Mengapa tidak berbatas? Sebab keserakahan itu adiktif. Sedangkan ciri khas kecanduan adalah kebutuhan akan dosis yang lebih besar lagi, lagi, lagi... Kalau kita sudah terbiasa menyantap hutan, gunung, dan meminum samudera raya. Jangan harap bisa terpuaskan oleh sepotong cakar ayam dan segelas teh jahe hangat dalam suasana egaliter.

Makanya, Tuhan kita mewajibkan ummatNya menjalani simulasi perang melawan keserakahan selama satu bulan penuh setiap tahun. Kita diwajibkan merasakan kembali kelaparan sepanjang hari dan betapa nikmat makanan paling sederhana kala berbuka puasa. Kita diingatkan pada kodrat kita dengan timbulnya gejala psikologis saat berpuasa yang saya namakan saja “sindrom menelan gunung”.

Mari kita uji diri kita sendiri (dan tidak usah malu melakukan hal ini, karena hanya Anda dan Tuhan yang tahu). Di tengah sengatan terik mentari, didera lapar dan dahaga di tengah waktu berpuasa, bayangkan jenis dan berapa banyak makanan enak dan minuman menyegarkan yang menurut kata hati Anda sanggup kita telan? Cukupkah segelas teh hangat dan sebutir kurma memuaskan dahaga dan lapar kita?

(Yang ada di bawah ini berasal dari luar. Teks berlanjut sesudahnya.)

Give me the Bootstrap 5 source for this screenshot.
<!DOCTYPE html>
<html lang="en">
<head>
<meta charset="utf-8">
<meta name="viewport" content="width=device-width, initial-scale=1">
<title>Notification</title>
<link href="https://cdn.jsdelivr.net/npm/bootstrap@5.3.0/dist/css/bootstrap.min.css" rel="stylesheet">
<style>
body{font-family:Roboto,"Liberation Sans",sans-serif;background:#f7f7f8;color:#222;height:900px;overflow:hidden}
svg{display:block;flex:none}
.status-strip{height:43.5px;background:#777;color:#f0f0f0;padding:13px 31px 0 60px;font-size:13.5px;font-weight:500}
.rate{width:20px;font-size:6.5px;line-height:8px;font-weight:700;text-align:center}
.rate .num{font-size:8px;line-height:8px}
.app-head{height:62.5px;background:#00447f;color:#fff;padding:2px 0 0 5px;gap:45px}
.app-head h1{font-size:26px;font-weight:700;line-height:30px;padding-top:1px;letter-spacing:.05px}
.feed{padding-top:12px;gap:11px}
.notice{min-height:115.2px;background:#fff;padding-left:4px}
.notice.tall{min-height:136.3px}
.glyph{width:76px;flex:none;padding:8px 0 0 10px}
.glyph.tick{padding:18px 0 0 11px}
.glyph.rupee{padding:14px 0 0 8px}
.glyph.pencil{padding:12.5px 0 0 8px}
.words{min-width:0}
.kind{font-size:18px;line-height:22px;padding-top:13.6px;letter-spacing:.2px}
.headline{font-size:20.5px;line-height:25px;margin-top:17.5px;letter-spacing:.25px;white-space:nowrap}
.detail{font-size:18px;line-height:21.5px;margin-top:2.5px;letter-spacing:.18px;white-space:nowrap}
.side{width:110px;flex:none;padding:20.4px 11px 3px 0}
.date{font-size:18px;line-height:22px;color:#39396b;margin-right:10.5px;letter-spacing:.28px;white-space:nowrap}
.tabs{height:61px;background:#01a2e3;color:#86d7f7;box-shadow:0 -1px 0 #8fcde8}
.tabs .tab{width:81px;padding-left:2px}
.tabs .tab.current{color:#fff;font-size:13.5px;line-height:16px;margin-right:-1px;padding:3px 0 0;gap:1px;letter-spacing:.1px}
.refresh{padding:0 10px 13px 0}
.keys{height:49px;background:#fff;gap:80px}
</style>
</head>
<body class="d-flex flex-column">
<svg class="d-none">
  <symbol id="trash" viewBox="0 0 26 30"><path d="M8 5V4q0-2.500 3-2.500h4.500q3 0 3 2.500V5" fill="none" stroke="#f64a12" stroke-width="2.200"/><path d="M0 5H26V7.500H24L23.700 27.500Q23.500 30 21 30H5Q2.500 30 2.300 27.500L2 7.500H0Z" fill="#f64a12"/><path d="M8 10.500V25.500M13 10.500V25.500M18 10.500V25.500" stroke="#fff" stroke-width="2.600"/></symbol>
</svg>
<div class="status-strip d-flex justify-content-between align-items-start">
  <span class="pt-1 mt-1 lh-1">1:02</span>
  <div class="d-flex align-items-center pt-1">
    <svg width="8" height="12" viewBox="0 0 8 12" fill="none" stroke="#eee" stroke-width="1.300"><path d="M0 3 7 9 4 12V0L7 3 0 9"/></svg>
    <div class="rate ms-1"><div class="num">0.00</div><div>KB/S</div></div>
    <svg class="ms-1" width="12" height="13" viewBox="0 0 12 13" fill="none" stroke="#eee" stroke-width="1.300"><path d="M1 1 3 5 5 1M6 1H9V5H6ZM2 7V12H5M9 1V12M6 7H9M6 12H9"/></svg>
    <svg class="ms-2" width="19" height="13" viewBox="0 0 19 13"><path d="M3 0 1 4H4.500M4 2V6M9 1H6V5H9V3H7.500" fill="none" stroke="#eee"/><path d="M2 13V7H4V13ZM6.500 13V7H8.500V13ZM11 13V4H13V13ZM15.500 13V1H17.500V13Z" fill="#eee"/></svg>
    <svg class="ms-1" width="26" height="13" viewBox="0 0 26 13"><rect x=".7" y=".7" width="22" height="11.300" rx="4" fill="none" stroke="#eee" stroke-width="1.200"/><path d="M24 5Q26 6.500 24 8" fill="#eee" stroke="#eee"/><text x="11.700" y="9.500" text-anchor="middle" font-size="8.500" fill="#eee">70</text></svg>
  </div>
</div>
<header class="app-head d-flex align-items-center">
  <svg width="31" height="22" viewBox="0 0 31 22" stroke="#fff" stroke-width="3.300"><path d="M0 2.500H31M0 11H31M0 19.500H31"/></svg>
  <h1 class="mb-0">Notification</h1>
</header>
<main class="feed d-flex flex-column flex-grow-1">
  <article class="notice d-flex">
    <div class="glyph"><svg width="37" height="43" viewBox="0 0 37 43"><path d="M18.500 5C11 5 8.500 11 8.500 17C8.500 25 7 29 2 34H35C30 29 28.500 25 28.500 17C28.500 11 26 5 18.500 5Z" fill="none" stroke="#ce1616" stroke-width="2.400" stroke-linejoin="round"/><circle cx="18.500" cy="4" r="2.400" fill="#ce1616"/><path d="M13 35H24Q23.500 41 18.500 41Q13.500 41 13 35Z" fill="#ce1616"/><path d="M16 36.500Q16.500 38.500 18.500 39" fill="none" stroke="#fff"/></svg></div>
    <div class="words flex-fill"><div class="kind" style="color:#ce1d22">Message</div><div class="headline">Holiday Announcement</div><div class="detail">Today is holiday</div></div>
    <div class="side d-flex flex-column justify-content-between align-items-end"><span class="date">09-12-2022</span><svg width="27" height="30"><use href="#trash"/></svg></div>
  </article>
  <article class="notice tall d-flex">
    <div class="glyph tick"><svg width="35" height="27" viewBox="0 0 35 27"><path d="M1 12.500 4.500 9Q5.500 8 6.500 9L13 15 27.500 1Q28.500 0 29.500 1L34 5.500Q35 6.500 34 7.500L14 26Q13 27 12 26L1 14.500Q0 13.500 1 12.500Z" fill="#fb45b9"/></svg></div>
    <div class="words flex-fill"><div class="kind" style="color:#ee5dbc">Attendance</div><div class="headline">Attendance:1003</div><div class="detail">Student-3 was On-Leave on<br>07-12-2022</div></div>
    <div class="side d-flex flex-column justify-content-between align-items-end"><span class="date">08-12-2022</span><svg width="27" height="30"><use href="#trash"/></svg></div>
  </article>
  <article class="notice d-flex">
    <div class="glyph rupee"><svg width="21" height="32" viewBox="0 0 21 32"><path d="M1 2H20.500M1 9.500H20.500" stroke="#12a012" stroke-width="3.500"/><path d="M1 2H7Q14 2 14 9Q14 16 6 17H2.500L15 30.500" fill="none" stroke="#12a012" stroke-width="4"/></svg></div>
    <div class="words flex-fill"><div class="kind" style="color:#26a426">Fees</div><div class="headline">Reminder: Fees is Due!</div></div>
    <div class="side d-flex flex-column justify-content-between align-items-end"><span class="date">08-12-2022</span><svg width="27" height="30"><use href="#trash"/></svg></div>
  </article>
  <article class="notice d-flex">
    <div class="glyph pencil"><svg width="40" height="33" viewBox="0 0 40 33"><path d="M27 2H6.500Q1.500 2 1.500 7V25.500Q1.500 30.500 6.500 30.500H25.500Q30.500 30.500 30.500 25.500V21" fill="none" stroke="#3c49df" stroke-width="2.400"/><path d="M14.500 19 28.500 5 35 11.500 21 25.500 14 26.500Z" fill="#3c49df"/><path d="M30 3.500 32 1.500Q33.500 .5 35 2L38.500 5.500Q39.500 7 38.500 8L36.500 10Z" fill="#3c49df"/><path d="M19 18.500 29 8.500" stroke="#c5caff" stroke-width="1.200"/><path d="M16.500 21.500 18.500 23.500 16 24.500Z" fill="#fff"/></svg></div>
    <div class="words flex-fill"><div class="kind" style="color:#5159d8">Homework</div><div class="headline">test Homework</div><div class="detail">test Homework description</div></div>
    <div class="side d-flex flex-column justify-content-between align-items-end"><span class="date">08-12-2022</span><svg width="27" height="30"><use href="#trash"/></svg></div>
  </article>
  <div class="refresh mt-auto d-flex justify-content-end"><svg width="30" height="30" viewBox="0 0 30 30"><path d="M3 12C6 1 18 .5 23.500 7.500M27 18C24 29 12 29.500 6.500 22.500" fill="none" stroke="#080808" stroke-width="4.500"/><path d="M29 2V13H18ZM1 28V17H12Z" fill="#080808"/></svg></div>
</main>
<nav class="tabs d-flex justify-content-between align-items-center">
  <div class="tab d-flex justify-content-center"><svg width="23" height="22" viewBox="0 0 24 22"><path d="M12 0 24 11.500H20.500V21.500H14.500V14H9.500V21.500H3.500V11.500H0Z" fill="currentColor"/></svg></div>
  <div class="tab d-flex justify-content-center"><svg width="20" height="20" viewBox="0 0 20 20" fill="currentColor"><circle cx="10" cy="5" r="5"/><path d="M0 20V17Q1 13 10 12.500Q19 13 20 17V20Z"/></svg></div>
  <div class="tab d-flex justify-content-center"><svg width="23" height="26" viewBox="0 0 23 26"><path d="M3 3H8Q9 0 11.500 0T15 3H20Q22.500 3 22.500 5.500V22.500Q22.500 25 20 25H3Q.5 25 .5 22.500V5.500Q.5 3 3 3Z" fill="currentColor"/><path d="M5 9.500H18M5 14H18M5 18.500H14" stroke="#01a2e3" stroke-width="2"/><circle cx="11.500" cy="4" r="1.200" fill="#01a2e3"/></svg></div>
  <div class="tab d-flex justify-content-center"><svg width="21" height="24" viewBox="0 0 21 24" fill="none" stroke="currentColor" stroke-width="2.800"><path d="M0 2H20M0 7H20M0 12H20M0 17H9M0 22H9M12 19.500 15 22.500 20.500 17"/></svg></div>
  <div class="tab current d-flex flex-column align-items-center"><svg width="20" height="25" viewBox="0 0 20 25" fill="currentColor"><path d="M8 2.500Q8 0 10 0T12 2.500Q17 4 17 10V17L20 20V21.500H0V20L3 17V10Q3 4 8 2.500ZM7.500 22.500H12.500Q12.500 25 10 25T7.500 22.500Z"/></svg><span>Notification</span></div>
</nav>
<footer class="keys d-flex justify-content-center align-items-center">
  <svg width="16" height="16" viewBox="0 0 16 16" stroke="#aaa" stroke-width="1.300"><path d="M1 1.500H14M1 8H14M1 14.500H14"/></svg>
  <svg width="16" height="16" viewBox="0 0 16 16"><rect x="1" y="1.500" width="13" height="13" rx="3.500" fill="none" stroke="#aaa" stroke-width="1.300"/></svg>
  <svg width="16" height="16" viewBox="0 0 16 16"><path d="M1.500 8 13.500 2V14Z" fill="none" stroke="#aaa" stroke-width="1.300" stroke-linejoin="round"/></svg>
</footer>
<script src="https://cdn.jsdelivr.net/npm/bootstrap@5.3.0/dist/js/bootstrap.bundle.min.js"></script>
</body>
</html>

Kemudian, mari kita buka daftar belanja buka puasa kita, terutama di awal-awal Ramadan. Sebagai appetizer, biasanya ada kolak pisang dan pacar cina (yang ekonominya lebih mapan boleh memilih puding aneka rasa), dan masih banyak ragam penganan lainnya. Menu utamanya jangan sayur lodeh yang sudah biasa dong, karena ini bulan istimewa, aneka masakan istimewa pun tentunya ingin kita hidang. Desert-nya? Aneka buah-buahan nampaknya menjadi pilihan ketimbang sekadar air putih yang sebelum ditelan dipakai kumur-kumur dulu.

Tidak heran kalau disinyalir bahwa memasuki bulan Ramadan ini, kesibukan di pasar lebih hebat ketimbang di masjid.
So, walau belum ada penelitian sahih mengenai ini, tapi barangkali sesaknya meja makan dengan berbagai makanan dan minuman kala buka puasa di awal Ramadan karena ibu atau istri-istri kita juga terserang “sindrom menelan gunung” itu.

Lalu apa yang terjadi begitu adzan maghrib berkumandang? Ternyata, segelas teh hangat (mungkin kolak pisang) dan dua tiga potong kurma lebih dari cukup untuk meringkas luasnya ruang imajiner dalam lambung akibat nafsu serakah kita. Sisa hidangan yang melimpah ruah pun mubadzir.
Kita memang mahluk aneh. Disuruh belajar hidup sederhana, eh.., malah foya-foya. Diminta menikmati rasa lapar dan memperbanyak ibadah, malah balas dendam di meja makan dan lalai beribadah karena kekenyangan. Apa boleh buat, keserakahan memang tidak berbatas.

Tapi, kalau kita tidak mau menderita batin seperti kawan saya yang gelisah karena tidak lagi bisa mensyukuri nikmat Allah paling sederhana, belajarlah mengendalikan hawa nafsu kita. Hati-hati lho.., kalau Anda terbiasa rehat sejenak di café, menikmati sajian espresso sambil ngutak atik PR di laptop, bisa-bisa kopi tubruk buatan istri jadi hambar rasanya.

Kalau Anda terpaksa atau sukarela mengimbangi limpahan rizki dengan gaya hidup yang juga semakin berbiaya tinggi, jangan-jangan Anda sedang mendevaluasi nilai kenikmatan yang diberikan Tuhan. Bukankah udara segar yang semestinya gratis kini harus Anda bayar mahal karena untuk memperolehnya mesti pergi ke Puncak di akhir pekan? Bukankah ongkos ke Dufan untuk memenuhi kebutuhan bermain anak-anak kita sebenarnya bisa kita tekan andai kita bisa mengajari mereka cara membuat dan menerbangkan layangan?

Maka, ketika kawan kita yang gundah gulana karena tidak bisa lagi merasakan nikmatnya ceker bakar di warung angkringan Yogyakarta pamit pulang, saya memberi advis sederhana, “Berpuasa­lah.” Marhaban yaa Ramadan.